▶ Challenge:
Below is some material; set it all down exactly, apart from the pictures.
==== Data
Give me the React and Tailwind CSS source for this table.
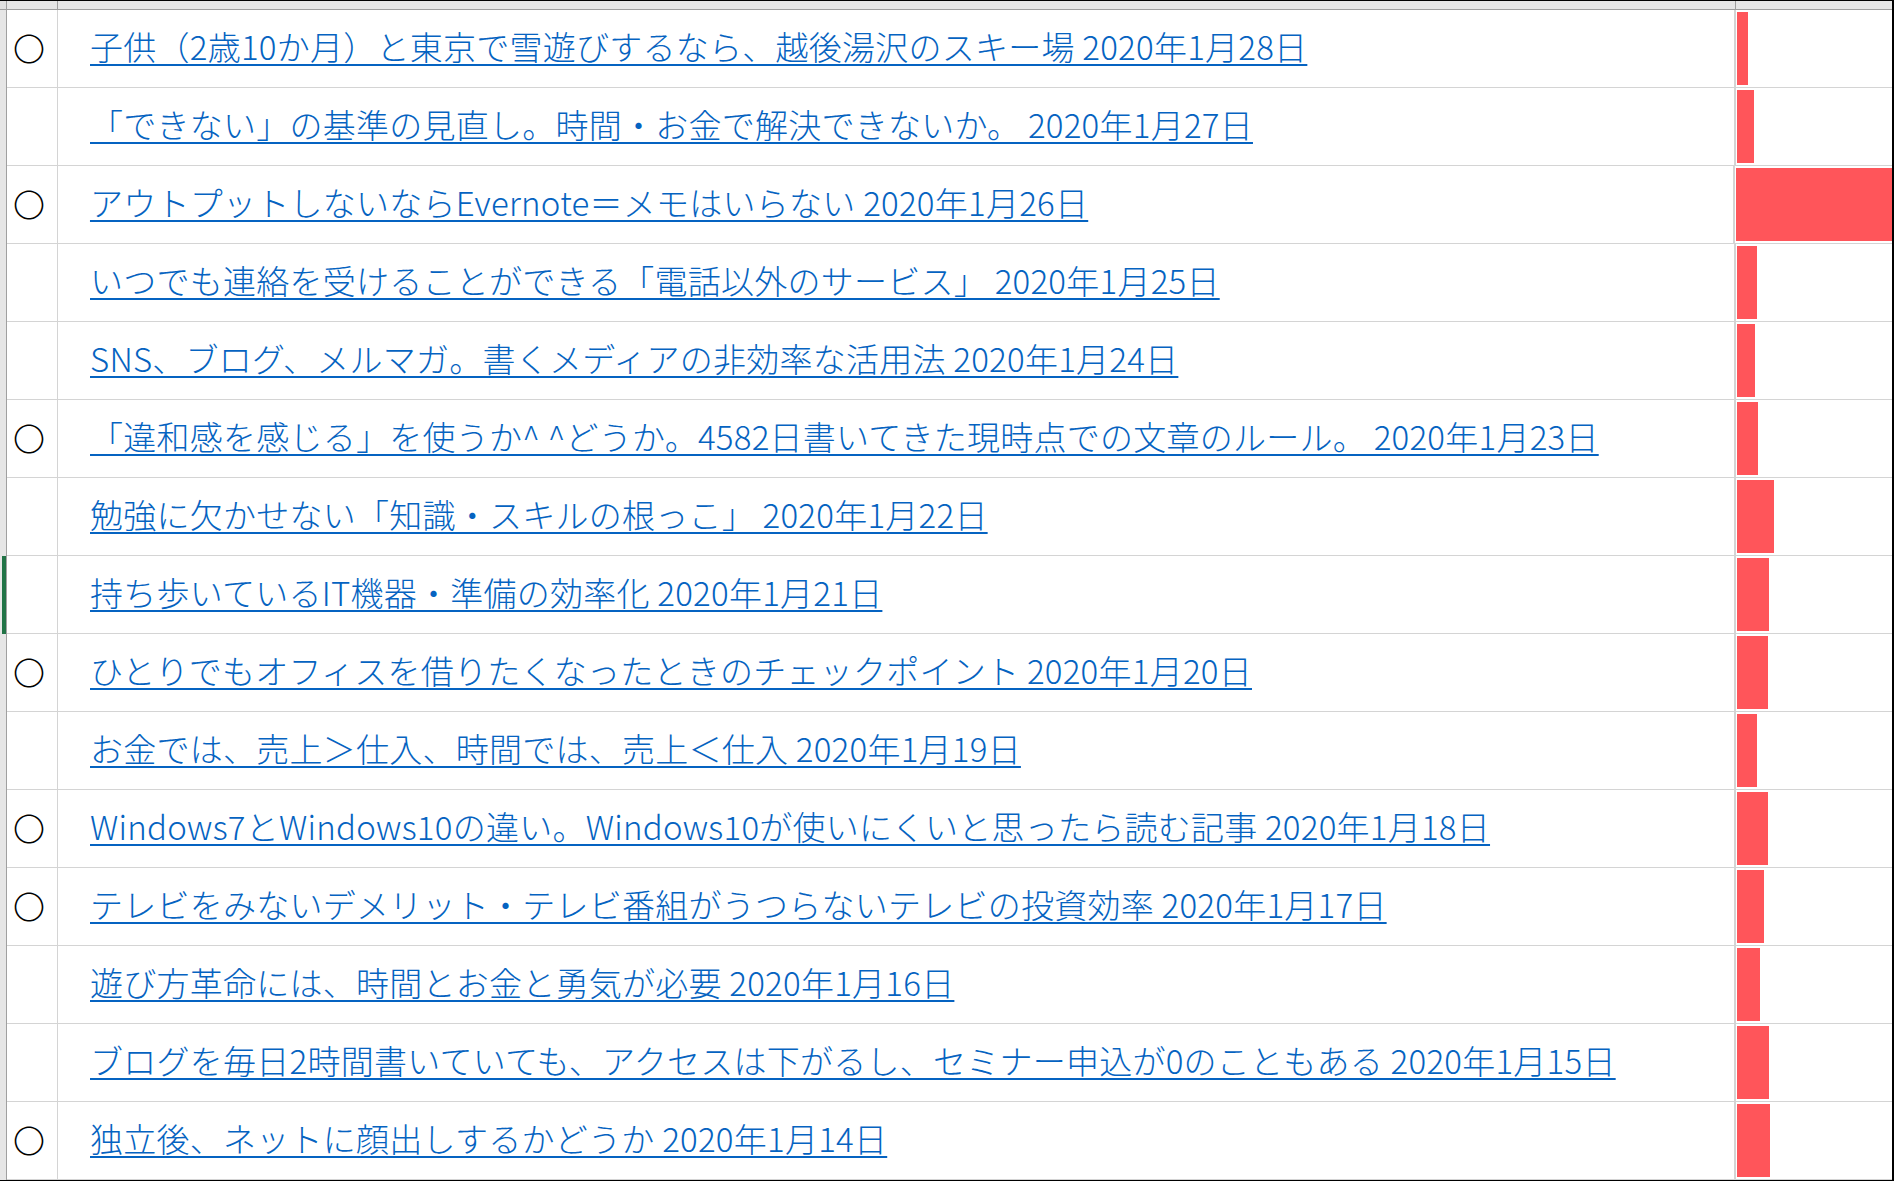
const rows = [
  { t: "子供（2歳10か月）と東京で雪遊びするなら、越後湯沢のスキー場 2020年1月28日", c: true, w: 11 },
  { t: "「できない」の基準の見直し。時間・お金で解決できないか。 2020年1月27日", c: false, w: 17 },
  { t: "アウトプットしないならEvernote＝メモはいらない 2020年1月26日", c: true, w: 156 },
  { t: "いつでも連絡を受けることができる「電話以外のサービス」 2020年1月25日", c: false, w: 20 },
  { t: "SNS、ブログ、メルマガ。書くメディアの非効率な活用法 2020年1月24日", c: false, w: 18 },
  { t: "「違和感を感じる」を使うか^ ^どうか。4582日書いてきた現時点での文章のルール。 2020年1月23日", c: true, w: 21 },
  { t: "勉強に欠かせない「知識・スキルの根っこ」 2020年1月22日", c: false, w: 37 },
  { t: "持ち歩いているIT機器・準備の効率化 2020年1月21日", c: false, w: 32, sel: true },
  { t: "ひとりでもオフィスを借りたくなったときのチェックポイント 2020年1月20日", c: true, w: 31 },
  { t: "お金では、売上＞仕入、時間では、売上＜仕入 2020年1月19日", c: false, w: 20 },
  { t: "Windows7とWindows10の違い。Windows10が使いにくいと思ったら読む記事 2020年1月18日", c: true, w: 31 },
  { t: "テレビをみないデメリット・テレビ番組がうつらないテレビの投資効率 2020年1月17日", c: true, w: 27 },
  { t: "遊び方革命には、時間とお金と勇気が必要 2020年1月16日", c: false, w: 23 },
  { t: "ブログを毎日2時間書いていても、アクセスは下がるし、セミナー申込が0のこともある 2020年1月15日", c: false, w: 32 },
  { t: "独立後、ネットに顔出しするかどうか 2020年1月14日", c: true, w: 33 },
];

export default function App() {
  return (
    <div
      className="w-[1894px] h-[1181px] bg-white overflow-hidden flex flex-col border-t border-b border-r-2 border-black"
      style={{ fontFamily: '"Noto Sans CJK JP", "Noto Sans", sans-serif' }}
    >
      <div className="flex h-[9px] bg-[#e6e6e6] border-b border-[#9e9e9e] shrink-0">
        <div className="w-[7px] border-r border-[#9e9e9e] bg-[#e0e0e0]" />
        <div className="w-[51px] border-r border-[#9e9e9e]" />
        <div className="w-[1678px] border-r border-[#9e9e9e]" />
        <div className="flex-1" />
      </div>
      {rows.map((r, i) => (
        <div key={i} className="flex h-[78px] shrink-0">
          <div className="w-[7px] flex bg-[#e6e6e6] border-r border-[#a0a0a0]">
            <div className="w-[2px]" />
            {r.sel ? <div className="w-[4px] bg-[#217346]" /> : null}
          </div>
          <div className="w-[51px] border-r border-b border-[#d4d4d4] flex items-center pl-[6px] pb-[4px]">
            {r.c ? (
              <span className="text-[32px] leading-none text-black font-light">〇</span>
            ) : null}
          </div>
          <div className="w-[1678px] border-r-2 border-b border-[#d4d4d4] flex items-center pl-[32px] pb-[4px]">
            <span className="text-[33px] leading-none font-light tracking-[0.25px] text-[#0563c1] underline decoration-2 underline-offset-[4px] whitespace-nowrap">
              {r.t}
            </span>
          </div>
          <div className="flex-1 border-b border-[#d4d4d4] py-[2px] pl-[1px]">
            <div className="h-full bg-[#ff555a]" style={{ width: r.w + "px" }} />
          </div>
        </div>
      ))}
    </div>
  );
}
========
▶ Exercise result:
Give me the React and Tailwind CSS source for this table.
const rows = [
  { t: "子供（2歳10か月）と東京で雪遊びするなら、越後湯沢のスキー場 2020年1月28日", c: true, w: 11 },
  { t: "「できない」の基準の見直し。時間・お金で解決できないか。 2020年1月27日", c: false, w: 17 },
  { t: "アウトプットしないならEvernote＝メモはいらない 2020年1月26日", c: true, w: 156 },
  { t: "いつでも連絡を受けることができる「電話以外のサービス」 2020年1月25日", c: false, w: 20 },
  { t: "SNS、ブログ、メルマガ。書くメディアの非効率な活用法 2020年1月24日", c: false, w: 18 },
  { t: "「違和感を感じる」を使うか^ ^どうか。4582日書いてきた現時点での文章のルール。 2020年1月23日", c: true, w: 21 },
  { t: "勉強に欠かせない「知識・スキルの根っこ」 2020年1月22日", c: false, w: 37 },
  { t: "持ち歩いているIT機器・準備の効率化 2020年1月21日", c: false, w: 32, sel: true },
  { t: "ひとりでもオフィスを借りたくなったときのチェックポイント 2020年1月20日", c: true, w: 31 },
  { t: "お金では、売上＞仕入、時間では、売上＜仕入 2020年1月19日", c: false, w: 20 },
  { t: "Windows7とWindows10の違い。Windows10が使いにくいと思ったら読む記事 2020年1月18日", c: true, w: 31 },
  { t: "テレビをみないデメリット・テレビ番組がうつらないテレビの投資効率 2020年1月17日", c: true, w: 27 },
  { t: "遊び方革命には、時間とお金と勇気が必要 2020年1月16日", c: false, w: 23 },
  { t: "ブログを毎日2時間書いていても、アクセスは下がるし、セミナー申込が0のこともある 2020年1月15日", c: false, w: 32 },
  { t: "独立後、ネットに顔出しするかどうか 2020年1月14日", c: true, w: 33 },
];

export default function App() {
  return (
    <div
      className="w-[1894px] h-[1181px] bg-white overflow-hidden flex flex-col border-t border-b border-r-2 border-black"
      style={{ fontFamily: '"Noto Sans CJK JP", "Noto Sans", sans-serif' }}
    >
      <div className="flex h-[9px] bg-[#e6e6e6] border-b border-[#9e9e9e] shrink-0">
        <div className="w-[7px] border-r border-[#9e9e9e] bg-[#e0e0e0]" />
        <div className="w-[51px] border-r border-[#9e9e9e]" />
        <div className="w-[1678px] border-r border-[#9e9e9e]" />
        <div className="flex-1" />
      </div>
      {rows.map((r, i) => (
        <div key={i} className="flex h-[78px] shrink-0">
          <div className="w-[7px] flex bg-[#e6e6e6] border-r border-[#a0a0a0]">
            <div className="w-[2px]" />
            {r.sel ? <div className="w-[4px] bg-[#217346]" /> : null}
          </div>
          <div className="w-[51px] border-r border-b border-[#d4d4d4] flex items-center pl-[6px] pb-[4px]">
            {r.c ? (
              <span className="text-[32px] leading-none text-black font-light">〇</span>
            ) : null}
          </div>
          <div className="w-[1678px] border-r-2 border-b border-[#d4d4d4] flex items-center pl-[32px] pb-[4px]">
            <span className="text-[33px] leading-none font-light tracking-[0.25px] text-[#0563c1] underline decoration-2 underline-offset-[4px] whitespace-nowrap">
              {r.t}
            </span>
          </div>
          <div className="flex-1 border-b border-[#d4d4d4] py-[2px] pl-[1px]">
            <div className="h-full bg-[#ff555a]" style={{ width: r.w + "px" }} />
          </div>
        </div>
      ))}
    </div>
  );
}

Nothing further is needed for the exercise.